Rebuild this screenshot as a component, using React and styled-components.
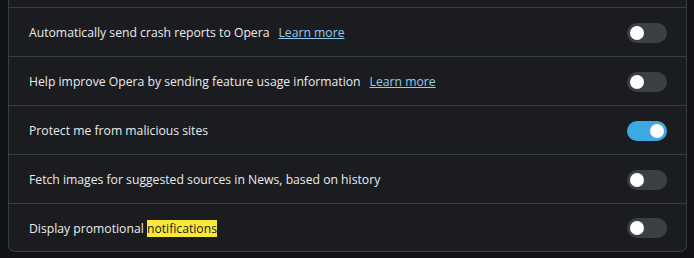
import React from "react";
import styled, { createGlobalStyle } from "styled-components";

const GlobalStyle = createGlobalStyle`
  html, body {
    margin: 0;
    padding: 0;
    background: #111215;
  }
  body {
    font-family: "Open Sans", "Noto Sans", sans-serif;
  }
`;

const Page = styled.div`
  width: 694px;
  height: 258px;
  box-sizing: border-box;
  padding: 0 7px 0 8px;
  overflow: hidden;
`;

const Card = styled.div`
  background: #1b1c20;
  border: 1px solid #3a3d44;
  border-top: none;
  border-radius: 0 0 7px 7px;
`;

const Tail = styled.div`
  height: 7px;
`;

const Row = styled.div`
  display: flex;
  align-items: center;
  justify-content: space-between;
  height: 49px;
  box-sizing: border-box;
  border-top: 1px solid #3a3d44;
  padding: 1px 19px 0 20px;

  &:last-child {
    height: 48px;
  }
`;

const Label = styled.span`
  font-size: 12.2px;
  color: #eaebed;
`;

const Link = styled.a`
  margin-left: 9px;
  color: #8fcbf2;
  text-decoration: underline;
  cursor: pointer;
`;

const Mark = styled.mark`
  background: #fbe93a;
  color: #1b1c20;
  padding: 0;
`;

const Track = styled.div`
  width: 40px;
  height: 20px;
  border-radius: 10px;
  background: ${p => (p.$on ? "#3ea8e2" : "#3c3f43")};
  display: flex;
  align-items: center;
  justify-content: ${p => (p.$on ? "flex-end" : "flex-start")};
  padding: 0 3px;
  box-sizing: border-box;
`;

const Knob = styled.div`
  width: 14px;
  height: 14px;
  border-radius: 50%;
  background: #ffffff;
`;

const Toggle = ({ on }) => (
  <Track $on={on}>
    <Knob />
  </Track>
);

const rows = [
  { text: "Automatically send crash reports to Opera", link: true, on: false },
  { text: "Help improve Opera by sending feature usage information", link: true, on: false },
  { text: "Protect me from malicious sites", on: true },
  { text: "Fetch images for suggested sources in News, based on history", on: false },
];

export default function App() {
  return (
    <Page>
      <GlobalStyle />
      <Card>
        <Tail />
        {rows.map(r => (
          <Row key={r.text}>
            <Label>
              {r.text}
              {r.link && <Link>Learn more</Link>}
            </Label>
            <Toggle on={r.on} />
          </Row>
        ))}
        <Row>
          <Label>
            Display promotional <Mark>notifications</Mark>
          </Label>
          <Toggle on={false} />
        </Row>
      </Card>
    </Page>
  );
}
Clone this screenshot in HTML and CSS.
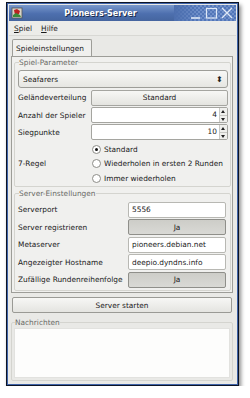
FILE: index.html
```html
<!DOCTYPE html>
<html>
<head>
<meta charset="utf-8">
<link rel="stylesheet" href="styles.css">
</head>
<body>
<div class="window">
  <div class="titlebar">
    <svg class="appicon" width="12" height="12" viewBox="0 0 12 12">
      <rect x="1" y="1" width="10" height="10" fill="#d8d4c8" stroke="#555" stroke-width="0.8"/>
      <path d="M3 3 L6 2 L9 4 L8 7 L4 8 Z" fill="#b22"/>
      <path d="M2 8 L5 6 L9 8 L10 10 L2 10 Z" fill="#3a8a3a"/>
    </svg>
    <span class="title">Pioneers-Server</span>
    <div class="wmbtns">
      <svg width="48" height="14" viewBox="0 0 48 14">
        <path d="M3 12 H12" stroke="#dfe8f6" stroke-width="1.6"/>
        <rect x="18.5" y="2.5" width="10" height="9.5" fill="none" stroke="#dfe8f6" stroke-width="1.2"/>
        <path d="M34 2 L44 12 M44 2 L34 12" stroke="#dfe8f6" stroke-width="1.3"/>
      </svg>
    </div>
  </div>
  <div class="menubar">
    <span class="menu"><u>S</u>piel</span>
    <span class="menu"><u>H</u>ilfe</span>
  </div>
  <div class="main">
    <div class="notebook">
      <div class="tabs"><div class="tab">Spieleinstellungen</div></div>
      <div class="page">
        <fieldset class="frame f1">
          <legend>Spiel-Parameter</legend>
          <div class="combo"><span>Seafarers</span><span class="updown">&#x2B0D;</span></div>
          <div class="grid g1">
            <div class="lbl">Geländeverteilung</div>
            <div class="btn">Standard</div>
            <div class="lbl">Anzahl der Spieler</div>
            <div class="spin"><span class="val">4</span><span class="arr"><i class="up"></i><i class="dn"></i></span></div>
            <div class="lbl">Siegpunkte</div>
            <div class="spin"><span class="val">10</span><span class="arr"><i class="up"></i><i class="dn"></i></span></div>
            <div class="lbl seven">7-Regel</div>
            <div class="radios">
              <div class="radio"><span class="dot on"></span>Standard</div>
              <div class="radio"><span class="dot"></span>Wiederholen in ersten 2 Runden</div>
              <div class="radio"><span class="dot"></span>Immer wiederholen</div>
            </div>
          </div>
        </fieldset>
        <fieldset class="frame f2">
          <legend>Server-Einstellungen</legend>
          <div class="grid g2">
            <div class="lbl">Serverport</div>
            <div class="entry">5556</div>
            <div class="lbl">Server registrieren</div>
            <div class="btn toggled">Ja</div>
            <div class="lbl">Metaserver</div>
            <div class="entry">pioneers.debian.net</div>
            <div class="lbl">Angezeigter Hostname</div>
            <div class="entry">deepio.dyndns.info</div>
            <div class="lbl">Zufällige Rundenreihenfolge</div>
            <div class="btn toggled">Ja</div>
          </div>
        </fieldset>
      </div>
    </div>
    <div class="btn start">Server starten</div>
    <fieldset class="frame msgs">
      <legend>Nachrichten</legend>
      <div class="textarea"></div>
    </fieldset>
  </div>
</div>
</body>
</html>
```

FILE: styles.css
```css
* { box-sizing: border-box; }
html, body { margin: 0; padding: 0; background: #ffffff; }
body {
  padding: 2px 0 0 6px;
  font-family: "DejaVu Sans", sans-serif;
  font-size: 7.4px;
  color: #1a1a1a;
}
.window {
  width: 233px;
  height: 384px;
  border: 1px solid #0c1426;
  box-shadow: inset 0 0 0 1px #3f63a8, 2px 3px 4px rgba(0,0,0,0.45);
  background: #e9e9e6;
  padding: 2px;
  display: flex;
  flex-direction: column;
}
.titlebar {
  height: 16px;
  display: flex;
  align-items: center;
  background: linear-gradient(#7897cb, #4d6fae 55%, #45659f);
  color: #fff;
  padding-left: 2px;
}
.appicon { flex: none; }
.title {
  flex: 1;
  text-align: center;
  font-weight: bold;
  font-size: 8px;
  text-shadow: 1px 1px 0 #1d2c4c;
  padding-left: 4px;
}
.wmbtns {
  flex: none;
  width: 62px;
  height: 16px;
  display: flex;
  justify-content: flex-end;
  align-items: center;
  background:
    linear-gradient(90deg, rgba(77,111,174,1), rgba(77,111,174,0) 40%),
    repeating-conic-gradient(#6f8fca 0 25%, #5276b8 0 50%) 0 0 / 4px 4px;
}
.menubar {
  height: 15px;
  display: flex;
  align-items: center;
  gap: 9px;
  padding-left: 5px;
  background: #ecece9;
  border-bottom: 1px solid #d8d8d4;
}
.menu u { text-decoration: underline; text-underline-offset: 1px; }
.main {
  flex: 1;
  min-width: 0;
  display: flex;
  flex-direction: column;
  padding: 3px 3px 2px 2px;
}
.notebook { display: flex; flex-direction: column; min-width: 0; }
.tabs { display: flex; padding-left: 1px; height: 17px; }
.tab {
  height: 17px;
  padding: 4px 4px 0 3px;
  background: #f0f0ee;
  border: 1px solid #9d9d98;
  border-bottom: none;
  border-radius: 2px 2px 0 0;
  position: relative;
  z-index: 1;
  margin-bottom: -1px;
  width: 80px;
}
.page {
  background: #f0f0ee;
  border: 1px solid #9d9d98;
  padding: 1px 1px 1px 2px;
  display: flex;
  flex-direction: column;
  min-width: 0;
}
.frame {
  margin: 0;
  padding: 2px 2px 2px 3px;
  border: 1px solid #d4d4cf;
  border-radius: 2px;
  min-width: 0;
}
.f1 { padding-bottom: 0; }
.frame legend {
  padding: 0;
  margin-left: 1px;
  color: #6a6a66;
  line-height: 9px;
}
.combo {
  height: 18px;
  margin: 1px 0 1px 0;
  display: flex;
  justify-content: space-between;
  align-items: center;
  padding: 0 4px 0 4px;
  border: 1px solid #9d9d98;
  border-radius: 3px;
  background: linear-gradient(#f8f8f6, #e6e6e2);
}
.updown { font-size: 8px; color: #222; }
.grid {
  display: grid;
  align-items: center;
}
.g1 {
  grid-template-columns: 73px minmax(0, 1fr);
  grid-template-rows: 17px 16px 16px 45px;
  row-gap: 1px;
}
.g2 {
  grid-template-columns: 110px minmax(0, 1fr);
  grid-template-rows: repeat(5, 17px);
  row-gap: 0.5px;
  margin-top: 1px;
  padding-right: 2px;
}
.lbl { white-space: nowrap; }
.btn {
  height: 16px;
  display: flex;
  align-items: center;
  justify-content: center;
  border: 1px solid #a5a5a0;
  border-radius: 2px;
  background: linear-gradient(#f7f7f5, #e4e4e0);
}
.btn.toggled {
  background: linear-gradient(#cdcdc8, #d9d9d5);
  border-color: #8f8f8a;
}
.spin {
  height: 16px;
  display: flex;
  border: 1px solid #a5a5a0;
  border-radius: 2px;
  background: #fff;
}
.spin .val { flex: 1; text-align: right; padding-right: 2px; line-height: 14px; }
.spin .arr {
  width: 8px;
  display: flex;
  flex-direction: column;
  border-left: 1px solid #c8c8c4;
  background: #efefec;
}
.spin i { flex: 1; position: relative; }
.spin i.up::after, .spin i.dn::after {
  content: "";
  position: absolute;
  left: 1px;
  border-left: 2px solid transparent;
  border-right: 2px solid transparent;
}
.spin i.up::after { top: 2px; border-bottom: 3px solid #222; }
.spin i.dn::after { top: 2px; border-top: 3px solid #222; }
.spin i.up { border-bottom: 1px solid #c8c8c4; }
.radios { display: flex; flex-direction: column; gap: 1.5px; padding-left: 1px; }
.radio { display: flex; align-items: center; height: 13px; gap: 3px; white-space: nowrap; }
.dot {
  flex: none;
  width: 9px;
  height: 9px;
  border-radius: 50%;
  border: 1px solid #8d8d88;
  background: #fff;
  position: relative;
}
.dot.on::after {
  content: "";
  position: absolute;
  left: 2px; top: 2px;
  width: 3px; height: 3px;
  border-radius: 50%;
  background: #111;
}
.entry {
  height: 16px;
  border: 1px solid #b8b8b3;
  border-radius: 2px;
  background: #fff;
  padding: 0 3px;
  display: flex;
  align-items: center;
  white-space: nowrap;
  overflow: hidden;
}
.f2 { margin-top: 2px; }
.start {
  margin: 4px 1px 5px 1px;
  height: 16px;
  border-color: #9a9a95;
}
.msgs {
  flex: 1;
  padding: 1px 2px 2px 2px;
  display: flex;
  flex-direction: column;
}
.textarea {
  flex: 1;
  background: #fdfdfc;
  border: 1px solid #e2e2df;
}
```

WHAT YOU HAVE TO DO
Search the preceding listing for "React" and extract every line where it is found.

EXPECTED OUTPUT
Rebuild this screenshot as a component, using React and styled-components.
import React from "react";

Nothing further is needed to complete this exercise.